Un fotógrafo, un photocall y a poner morritos. Pero morritos payeses. Así comenzaba ayer el recorrido por las nuevas instalaciones del colegio Santa Gertrudis, que aprovechó las fiestas de la localidad para mostrar la reforma a las familias de los alumnos. Los pequeños se ríen al verse con capell, barretina e incluso hazadas, frente al dibujo del Pou de´n Gatzara que han hecho ellos mismos. Las risas se convierten en carcajadas al ver sus fotos proyectadas en la entrada del centro. Algunos padres se animan y posan cual Paris Hilton en el «photocall pagès», como lo describe la directora del centro, Reme González.

El colegio es una fiesta. Las risas y la música resuenan en las paredes. Los talleres, repartidos por todos los rincones del edificio son la excusa para que las familias no dejen ni un espacio por visitar. «Normalmente entran, dejan o recogen a los niños, y se van. La idea es que hoy paseen por todo, que lo vean bien», explica la directora, cámara de fotos en ristre.

En el patio, Noa aprende cómo descascarar almendras. A base de martillo, sobre un tocón de madera y sin pillarse los dedos. «¡Así! ¡Así!», le indica otro de los alumnos, ejerciendo de entusiasta cicerone. Noa coge las almendras de un capazo y repite la tarea. La primera le cuesta un poco, pero las demás... Como si lo hubiera hecho toda la vida. A sólo unos metros los alumnos convierten cartones de leche en maquetas muy personales del colegio. Con papeles estampados crean el edificio que les hubiera gustado. Con las paredes rosas, con el techo cubierto de césped y margaritas, con puertas con nubes... Nada que ver con el de verdad que acaban de estrenar y en el que, después de muchos años, ya no se sienten como sardinas en lata.

El gimnasio es hoy un ballpagesódromo en el que la colla de Santa Gertrudis anima, hasta que llegue la hora del espectáculo, a niños y adultos a probar qué tal se les dan las camallades y los pasitos cortos.

Caracoles a la carrera

La atención de un grupo de pequeños se concentra en una mesa a la que un cordón rojo impide acercarse más de la cuenta. Todos tienen la vista puesta en la trepidante carrera de caracoles que se disputa sobre el tablero. Ocho gasterópodos pelean por el triunfo, animados por conseguir la brizna de hierba que luce, cual trofeo, en el centro de la mesa. Los niños les animan. Cada uno al suyo, sin perder de vista sus conchas, sobre las que han pegado los dorsales: gomets amarillos con números escritos a mano.

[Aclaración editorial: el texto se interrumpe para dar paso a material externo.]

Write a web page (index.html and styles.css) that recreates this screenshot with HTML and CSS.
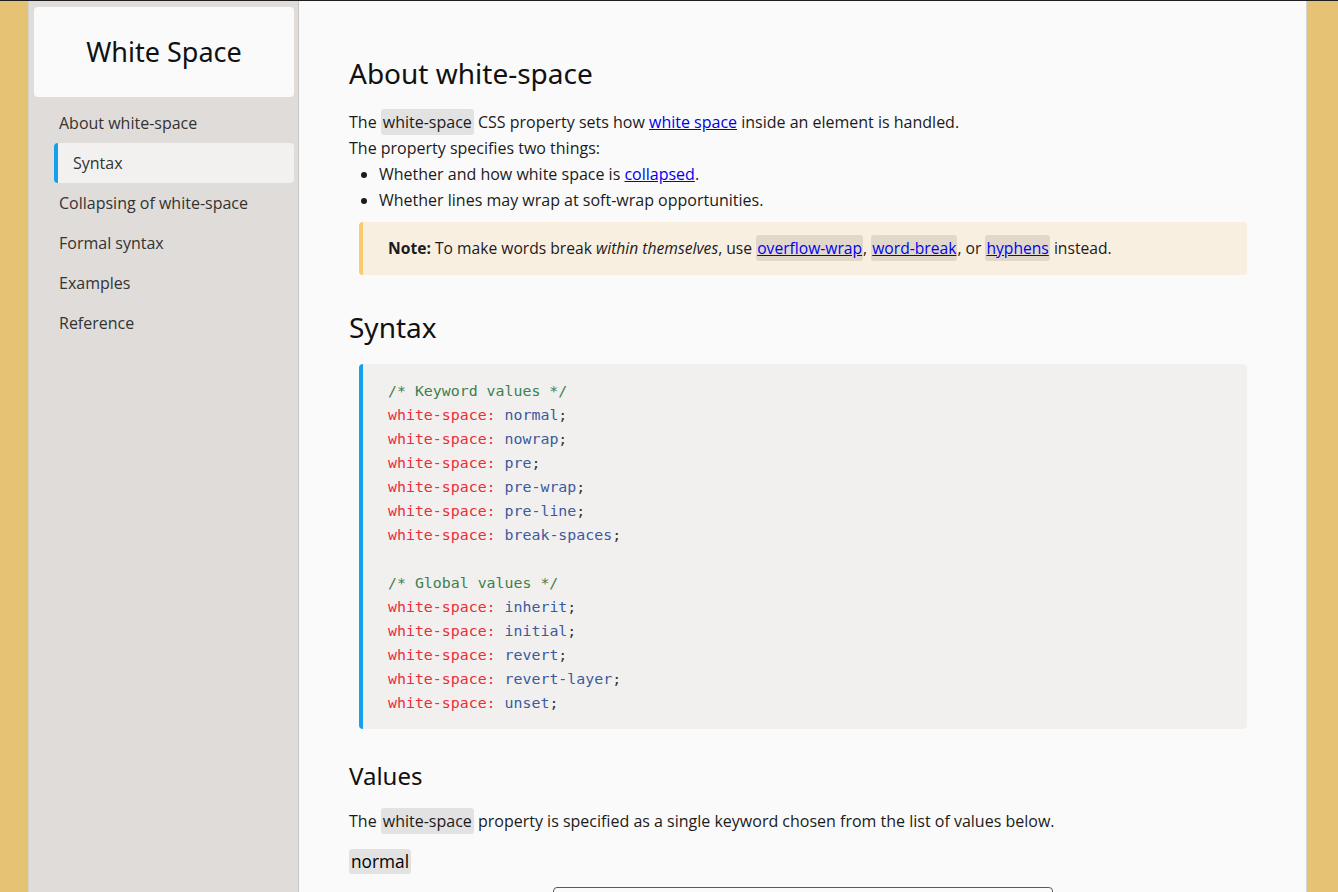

Sus gritos se mezclan con los que lanzan, a menos de dos metros, los niños que compiten en el ajedrez gigante cada vez que se comen una de las piezas de los contrarios.

En el primer piso hay overbooking. Decenas de artesanos muestran a los niños su trabajo. Realizan espardenyes, capells, mantones de payesa, delantales, senallons, todo tipo de trabajos de esparto y hasta trampas para langostas y morenas. Los niños corren por el pasillo esquivando a los padres y madres, hipnotizados por las explicaciones de los artesanos. La pequeña Marga aprende a hacer punto. No levanta los ojos de las agujas ni cuando la llaman por su nombre. Sólo tiene ojos para la lana granate que va tomando forma. Laura se pasea con una copia del plano del colegio entre las manos en la que se indica dónde se realizan las actividades. «Hay muchas, no quiero perderme ninguna», comenta, acelerada, rumbo a la exposición de esculturas de tortugas marinas realizadas por los escolares.

Las familias se agolpan frente al gigantesco mural, formado por más de mil fotos, en el que se puede seguir la evolución de las obras de ampliación del colegio. Se detienen largo rato, buscándose. El mural es, en realidad, una especie de ´¿Dónde está Wally?´, pero los Wally a buscar son ellos mismos. Ana y Andrea intentan llegar al ´Artists corner´ (es decir, al taller de arte) sin manchar a nadie con las magdalenas cubiertas de chocolate y cubiertas con flores de colores que acaban de decorar en la planta baja. Al final tienen que devorar los dulces antes de ponerse manos a la obra con la arcilla y las pinturas. La Navidad ya ha llegado a Santa Gertrudis, donde los niños convierten piñas en brillantes ornamentos navideños.

En la biblioteca, el cuentacuentos Óscar Ferrer descubre a algunos de los alumnos más pequeños la magia de un molinillo. En el aula de enfrente, Claudia acaba, con una sonrisa, su marioneta de papel: una payesa de falda rosa chicle y delantal morado enganchada a un palo de brocheta. En la penumbra de una de las nuevas aulas un grupo de niños canta ´El barquito chiquitito´ siguiendo la letra en un karaoke mientras David, en otra de las recién estrenadas clases, grita de contento cuando le ponen, en el jersey, la chapa que él mismo acaba de pintar.